Je m'en aperçois aujourd'hui, Il y a dans mon esprit un pont invisible entre cette petite salle obscure, la Filmothèque du Quartier Latin et ces îles du bout du monde… Dans ces fauteuils usés qui sentent un peu la poussière, j'ai découvert un véritable trésor et, je ne sais comment, je suis allé voir la Caraïbe.

Car il y a des films qui, non contents de vous divertir et de vous transporter, vous font retrouver des sentiments déjà éprouvés, quelque fois enfouis depuis longtemps.
Des films auxquels on ne s'attendait pas et qui provoquent en vous de violentes tempêtes.
Des films qui s'adressent si directement à votre petite personne, qu'on les croirait écrits par un ami.
Q'importent les années qui vous séparent, l'oeuvre attendait patiemment, confiante, votre découverte. Comme les coffres remplis de pièces d'or sur les iles désertes.

Dans une vie, les rencontres aussi précieuses sont rares. Cyclone à la Jamaïque en fait partie.

Je connaissais déjà Alexander Mackendrick mais n'avait pas fait le lien, au moment de voir ce curieux film de pirates, avec le réalisateur de l'excellent Sweet Smell of Success .

La surprise fut donc double. D'abord parce que le film n'est pas une aventure de pirates ordinaire. Ensuite parce que le sujet qu'il aborde, malgré ce décor exotique, m'était étrangement familier.

Mer bleue azur et cocotiers, Une balade amoureuse susurrée par une voix de crooner sur un air innocent… innocent ?… les toutes premières minutes semblent classiques mais se chargent pourtant très vite d'éveiller votre curiosité.
La musique, on ne s'en rend pas tout à fait compte, est assez mélancolique. Et les paroles pour le moins étranges: Un jeune homme qui rêve d'amour éternel mais d'un amour qui finira par le faire pendre au gibet. Le tonnerre gronde, l'eau s'agite, la tempête éclate.

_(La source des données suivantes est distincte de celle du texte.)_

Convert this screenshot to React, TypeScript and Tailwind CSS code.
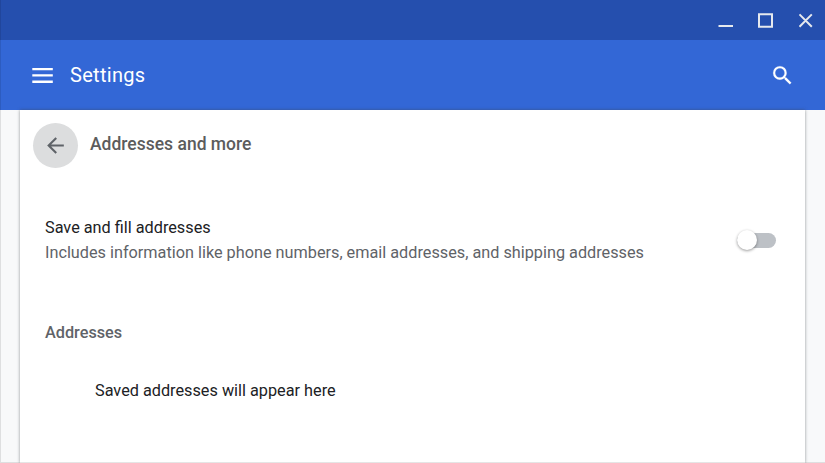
export default function App() {
  return (
    <div className="relative flex h-[463px] w-[825px] flex-col overflow-hidden bg-[#f8f9fa] font-['Roboto',sans-serif] text-[#202124]">
      <div className="flex h-10 shrink-0 items-center justify-end bg-[#254fae] pr-3">
        <svg className="h-4 w-[95px]" viewBox="0 0 95 16" fill="none" stroke="#e6e9ee" strokeWidth="2">
          <path d="M.5 14.1h14.5M41 2.3h13v12.4H41zM81.5 2.4l12.3 12.3M93.8 2.4L81.5 14.7" />
        </svg>
      </div>
      <header className="flex h-[70px] shrink-0 items-center bg-[#3367d6] pl-8 pr-[30px] text-white">
        <svg className="h-4 w-[21px]" viewBox="0 0 21 16" fill="currentColor">
          <path d="M.3.9h20.5v2.4H.3zM.3 7.2h20.5v2.4H.3zM.3 13.5h20.5v2.4H.3z" />
        </svg>
        <h1 className="ml-[17px] text-[20px] tracking-[0.3px]">Settings</h1>
        <svg className="ml-auto size-[25px]" viewBox="0 0 24 24" fill="currentColor" stroke="currentColor" strokeWidth=".15">
          <path d="M15.5 14h-.79l-.28-.27A6.47 6.47 0 0 0 16 9.5 6.5 6.5 0 1 0 9.5 16c1.61 0 3.09-.59 4.23-1.57l.27.28v.79l5 4.99L20.49 19l-4.99-5zm-6 0C7.01 14 5 11.99 5 9.5S7.01 5 9.5 5 14 7.01 14 9.5 11.99 14 9.5 14z" />
        </svg>
      </header>
      <main className="mx-5 flex-1 bg-white shadow-[0_0_3px_rgba(60,64,67,0.55)]">
        <div className="flex h-[70px] items-center pl-[13px]">
          <button className="flex size-[45px] items-center justify-center rounded-full bg-[#dcddde] text-[#5f6368]">
            <svg className="size-[25px]" viewBox="0 0 24 24" fill="currentColor">
              <path d="M20 11H7.83l5.59-5.59L12 4l-8 8 8 8 1.41-1.41L7.83 13H20v-2z" />
            </svg>
          </button>
          <h2 className="mb-0.5 ml-3 text-[17.5px] font-medium text-[#5c5c5c]">Addresses and more</h2>
        </div>
        <div className="mt-[35px] flex items-center justify-between pl-[25px] pr-[29px]">
          <div className="text-[16.25px] leading-[25px]">
            <p>Save and fill addresses</p>
            <p className="text-[#5f6368]">Includes information like phone numbers, email addresses, and shipping addresses</p>
          </div>
          <span className="flex h-[15px] w-[39px] items-center rounded-full bg-[#bdc1c6]">
            <span className="size-5 rounded-full bg-white shadow-[0_1px_3px_rgba(0,0,0,0.4)]" />
          </span>
        </div>
        <h3 className="mt-[55px] pl-[25px] text-[16.25px] leading-[25px] font-medium text-[#5f6368]">Addresses</h3>
        <p className="mt-[33px] pl-[75px] text-[16.25px] leading-[25px]">Saved addresses will appear here</p>
      </main>
      <div className="pointer-events-none absolute inset-0 border-b border-l border-black/10" />
    </div>
  )
}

http://www.youtube.com/watch?v=VPDLFu0KQN4

Passé le générique début et sa musique vive, chargée de promesses d'aventures trépidantes, voici venir la séquence ô combien habile qui sert d'introduction à ce récit inattendu:

Une petite fille (Deborah Baxter, extraordinaire de justesse) court au milieu des bourrasques de vent, des branches qui tombent et de la pluie violente. Elle crie un prénom: Taby ! Mais sa voix se perd dans le bruit assourdissant. Un homme, qu'on devine être son père, lui court après dans la tempête, criant le prénom de la petite fille qui ne l'entend pas: Emily !

Après quelques minutes de cette recherche désespérée au milieu d'une nature déchainée, la petite fille retrouve enfin Taby réfugié dans un arbre: son chaton perdu et apeuré. Emily est rejointe par son père qui l'engueule copieusement et lui dit de courir se mettre à l'abri sous la maison, dans la cave avec le reste de la famille et les esclaves réfugiés là eux aussi.

Il faudra attendre la fin du film pour comprendre à quel point cet épisode de la tempête, déclencheur du voyage et des péripéties qui vont suivre, constitue en soi une sorte de condensé annonciateur du récit du film lui-même.

La petite fille qui cherche son chat, elle-même inconsciente du danger et poursuivie par son père qui veut la mettre à l'abri. Voilà une mise en scène subtile du décalage étrange entre le regard de l'enfance et celui de l'âge adulte que n'aura de cesse d'explorer le reste du film.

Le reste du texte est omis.